As for more advanced options, many traditional malware techniques are impossible to implement within an enclave. Since enclaves are restricted to a limited subset of system APIs, they are prevented from interacting with key OS components such as files, the registry, networking, other processes, and more.

Despite this, there are still a number of techniques that are possible to perform from within an enclave that allow us to capitalize on the advantages gained from running in IUM.

By accessing the VTL0 user mode memory, we can implement various useful techniques. By loading a malicious enclave into a target process we can stealthily monitor and steal sensitive information, or patch values within the process to change its behavior.

Implementing these techniques using an enclave comes with a significant advantage — as we described earlier, triggering APIs from an enclave allows us to evade the monitoring of EDRs. As the memory access in these techniques is performed by an enclave, they can remain invisible.

By getting the user mode process to “act on their behalf,” enclaves can indirectly access the system in ways that are normally not possible for them. For example, an enclave can trigger a VTL0 routine that reads from a file, creates a socket, and so forth.

It is important to note that running user mode code this way doesn’t have an advantage in terms of evasion — as the code runs like any other user mode code, it can be visible to EDRs.

By moving critical parts of our code to an enclave alongside an anti-debugging check, we can make a piece of malware that is almost completely bulletproof to dynamic analysis.  The malware relies on the enclave to run properly, while the user mode process cannot patch the checks running inside it. Implemented correctly, this approach could only be defeated by debugging Hyper-V or the secure kernel.

This vulnerability provides an attacker with two capabilities (Figure 16).

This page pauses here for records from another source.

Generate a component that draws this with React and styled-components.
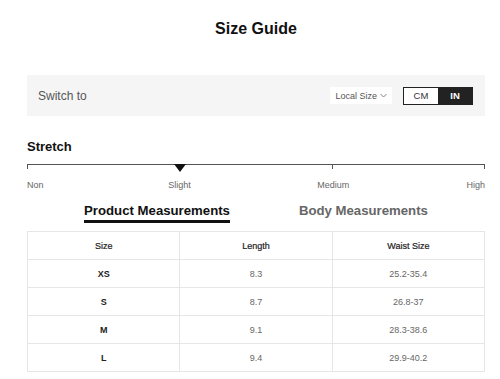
import React, { useState } from 'react'
import styled, { createGlobalStyle } from 'styled-components'

const GlobalStyle = createGlobalStyle`
  body {
    margin: 0;
    background: #fff;
    font-family: "Liberation Sans", Arial, sans-serif;
  }
`

const Page = styled.div`
  width: 458px;
  margin: 0 15px 0 27px;
`

const Title = styled.h1`
  margin: 0;
  padding-top: 19px;
  font-size: 16px;
  line-height: 20px;
  font-weight: bold;
  text-align: center;
  color: #111;
`

const SwitchBar = styled.div`
  display: flex;
  align-items: center;
  justify-content: space-between;
  height: 41px;
  margin-top: 36px;
  padding: 0 12px 0 11px;
  background: #f5f5f5;
`

const SwitchLabel = styled.span`
  font-size: 12px;
  color: #555;
`

const SwitchControls = styled.div`
  display: flex;
  align-items: center;
  gap: 11px;
`

const LocalSelect = styled.div`
  display: flex;
  align-items: center;
  gap: 3px;
  height: 17px;
  padding: 0 5px;
  background: #fff;
  font-size: 9px;
  color: #555;
`

const Toggle = styled.div`
  display: flex;
  height: 16px;
  border: 1px solid #222;
`

const ToggleOption = styled.span`
  display: flex;
  align-items: center;
  justify-content: center;
  width: 34px;
  font-size: 9.5px;
  font-weight: ${({ active }) => (active ? 'bold' : 'normal')};
  background: ${({ active }) => (active ? '#222' : '#fff')};
  color: ${({ active }) => (active ? '#fff' : '#333')};
`

const SectionTitle = styled.h2`
  margin: 23px 0 0;
  font-size: 13px;
  line-height: 16px;
  font-weight: bold;
  color: #111;
`

const Scale = styled.div`
  position: relative;
  height: 8px;
  margin-top: 9px;
  border-top: 1px solid #555;
`

const Tick = styled.span`
  position: absolute;
  top: 0;
  left: ${({ pos }) => pos}%;
  width: 1px;
  height: 4px;
  margin-left: ${({ pos }) => (pos === 100 ? '-1px' : pos === 0 ? '0' : '-0.5px')};
  background: #555;
`

const Marker = styled.span`
  position: absolute;
  top: -1px;
  left: ${({ pos }) => pos}%;
  margin-left: -6px;
  width: 0;
  height: 0;
  border-left: 6px solid transparent;
  border-right: 6px solid transparent;
  border-top: 8px solid #111;
`

const ScaleLabels = styled.div`
  display: grid;
  grid-template-columns: 1fr 1fr 1fr;
  margin-top: 6px;
  font-size: 9px;
  line-height: 12px;
  color: #666;
`

const ScaleLabel = styled.span`
  display: flex;
  justify-content: ${({ align }) => align};
`

const Tabs = styled.div`
  display: flex;
  justify-content: center;
  gap: 69px;
  margin-top: 12px;
`

const Tab = styled.button`
  padding: 0 0 1px;
  border: none;
  border-bottom: 3px solid ${({ active }) => (active ? '#111' : 'transparent')};
  background: none;
  font-family: inherit;
  font-size: 13.2px;
  line-height: 16px;
  font-weight: bold;
  color: ${({ active }) => (active ? '#111' : '#666')};
  cursor: pointer;
`

const Table = styled.table`
  width: 100%;
  margin-top: 8px;
  border-collapse: collapse;
  table-layout: fixed;
`

const Cell = styled.td`
  height: 27px;
  padding: 0;
  border: 1px solid #e6e6e6;
  text-align: center;
  font-size: 9px;
  color: ${({ strong }) => (strong ? '#222' : '#666')};
  font-weight: ${({ strong }) => (strong ? 'bold' : 'normal')};
`

const HeadCell = styled.th`
  height: 27px;
  padding: 0;
  border: 1px solid #e6e6e6;
  font-size: 9px;
  font-weight: normal;
  color: #222;
  -webkit-text-stroke: 0.2px #222;
`

const rows = [
  { size: 'XS', length: '8.3', waist: '25.2-35.4' },
  { size: 'S', length: '8.7', waist: '26.8-37' },
  { size: 'M', length: '9.1', waist: '28.3-38.6' },
  { size: 'L', length: '9.4', waist: '29.9-40.2' },
]

function Chevron() {
  return (
    <svg width="7" height="5" viewBox="0 0 7 5" fill="none" stroke="#777" strokeWidth="0.9">
      <path d="M0.5 1 L3.5 4 L6.5 1" />
    </svg>
  )
}

export default function App() {
  const [unit, setUnit] = useState('IN')
  const [tab, setTab] = useState('product')

  return (
    <Page>
      <GlobalStyle />
      <Title>Size Guide</Title>

      <SwitchBar>
        <SwitchLabel>Switch to</SwitchLabel>
        <SwitchControls>
          <LocalSelect>Local Size <Chevron /></LocalSelect>
          <Toggle>
            <ToggleOption active={unit === 'CM'} onClick={() => setUnit('CM')}>CM</ToggleOption>
            <ToggleOption active={unit === 'IN'} onClick={() => setUnit('IN')}>IN</ToggleOption>
          </Toggle>
        </SwitchControls>
      </SwitchBar>

      <SectionTitle>Stretch</SectionTitle>
      <Scale>
        <Tick pos={0} />
        <Tick pos={66.8} />
        <Tick pos={100} />
        <Marker pos={33.4} />
      </Scale>
      <ScaleLabels>
        <ScaleLabel align="space-between"><span>Non</span><span style={{ marginRight: '-11px' }}>Slight</span></ScaleLabel>
        <ScaleLabel align="flex-end"><span style={{ marginRight: '-17px' }}>Medium</span></ScaleLabel>
        <ScaleLabel align="flex-end">High</ScaleLabel>
      </ScaleLabels>

      <Tabs>
        <Tab active={tab === 'product'} onClick={() => setTab('product')}>Product Measurements</Tab>
        <Tab active={tab === 'body'} onClick={() => setTab('body')}>Body Measurements</Tab>
      </Tabs>

      <Table>
        <thead>
          <tr>
            <HeadCell>Size</HeadCell>
            <HeadCell>Length</HeadCell>
            <HeadCell>Waist Size</HeadCell>
          </tr>
        </thead>
        <tbody>
          {rows.map((row) => (
            <tr key={row.size}>
              <Cell strong>{row.size}</Cell>
              <Cell>{row.length}</Cell>
              <Cell>{row.waist}</Cell>
            </tr>
          ))}
        </tbody>
      </Table>
    </Page>
  )
}
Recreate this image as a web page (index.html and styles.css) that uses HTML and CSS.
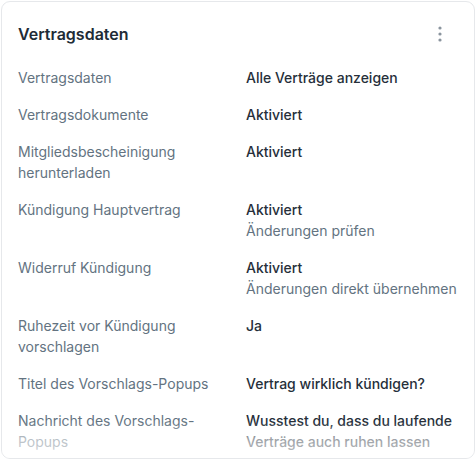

1. Arbitrary write inside the enclave: An attacker can call SealSettings to encrypt arbitrary data, then call UnsealSettings to point to a destination address inside the enclave. This results in the original data being written to the enclave memory.

2. Arbitrary read inside the enclave: An attacker can call SealSettings, while supplying an address within the enclave as the source buffer pointer. This will cause the enclave to encrypt data from the enclave memory and write it to an attacker-controlled location. The attacker can then decrypt this data by calling UnsealSettings, enabling them to read arbitrary data from the enclave.

As of today, enclaves are used by a very limited number of applications. Even if they become more widely adopted, they will still only be loaded by specific processes, rather than by arbitrary ones. For example, calc.exe should probably never load a VBS enclave.

Because of this, anomalous enclave use can be a great detection opportunity. Defenders should capitalize on it by building a baseline of known, legitimate uses of VBS enclaves and by flagging any deviations from it. Enclave use can be identified in two ways: by monitoring enclave APIs and by detecting loaded enclave DLLs.

The following APIs are used to manage VBS enclaves by a hosting process, and will likely indicate that one is being loaded:

• CreateEnclave
• LoadEnclaveImageW
• InitializeEnclave
• CallEnclave
• DeleteEnclave
• TerminateEnclave

Another option to detect anomalous enclave use would be to detect the loading of environment DLLs that are typically used by them; that is, Vertdll.dll and ucrtbase_enclave.dll. As these DLLs should not be used by anything other than an enclave, their presence will indicate that the process likely uses one.

VBS enclaves provide an amazing tool for developers to protect sensitive sections of their applications, but — as we have just demonstrated — they can also be used by threat actors to “protect” their malware. Although this concept is mostly theoretical at this point, it is certainly possible that advanced threat actors will begin to use VBS enclaves for malicious purposes in the future.